The Yankees come to Baltimore next week and can back their pinstripes up on the 2026 Orioles season if this whole operation doesn’t find a wakeup call in the blimp near the sands of Key Biscayne.

I know Taylor Ward has been a nice story and Leody Taveras has exceeded expectations. I love that Jeremiah Jackson has been useful and productive and (especially) how Adley Rutschman looks more like 1-1 Adley again, and that Pete Alonso is finally starting to swing it. And I can preach that the bullpen might be OK when everybody’s healthy, how the schedule will soften, how it’s only May – all of the Kevin Brown talking points.

But, May is when bad baseball starts getting honest.

Last week, Luke and I tried to frame this Yankees stretch as the Preakness-week gauge. That was the hope: “Go to New York. Hold your own. Split. Win a couple. Come home with a pulse.”
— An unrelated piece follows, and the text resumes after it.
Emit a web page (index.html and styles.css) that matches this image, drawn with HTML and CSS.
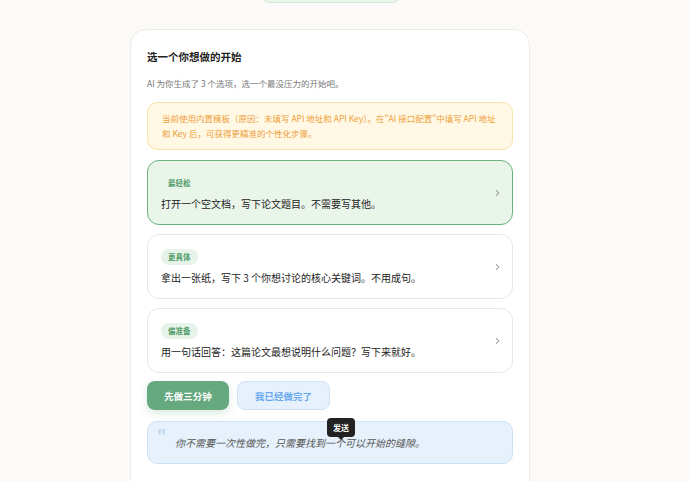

My challenge was for them to (still) be a .500 team when our Maryland Crab Cake Tour stop and Crab Derby hits Faidley’s Seafood at Lexington Market next Wednesday afternoon before the finale against the Bronx Bombers at Camden Yards. That was before the Yankees handed them the broom and told them to keep the receipt.

Instead, our show next Wednesday could be a wake for the entire disappointing Elias era.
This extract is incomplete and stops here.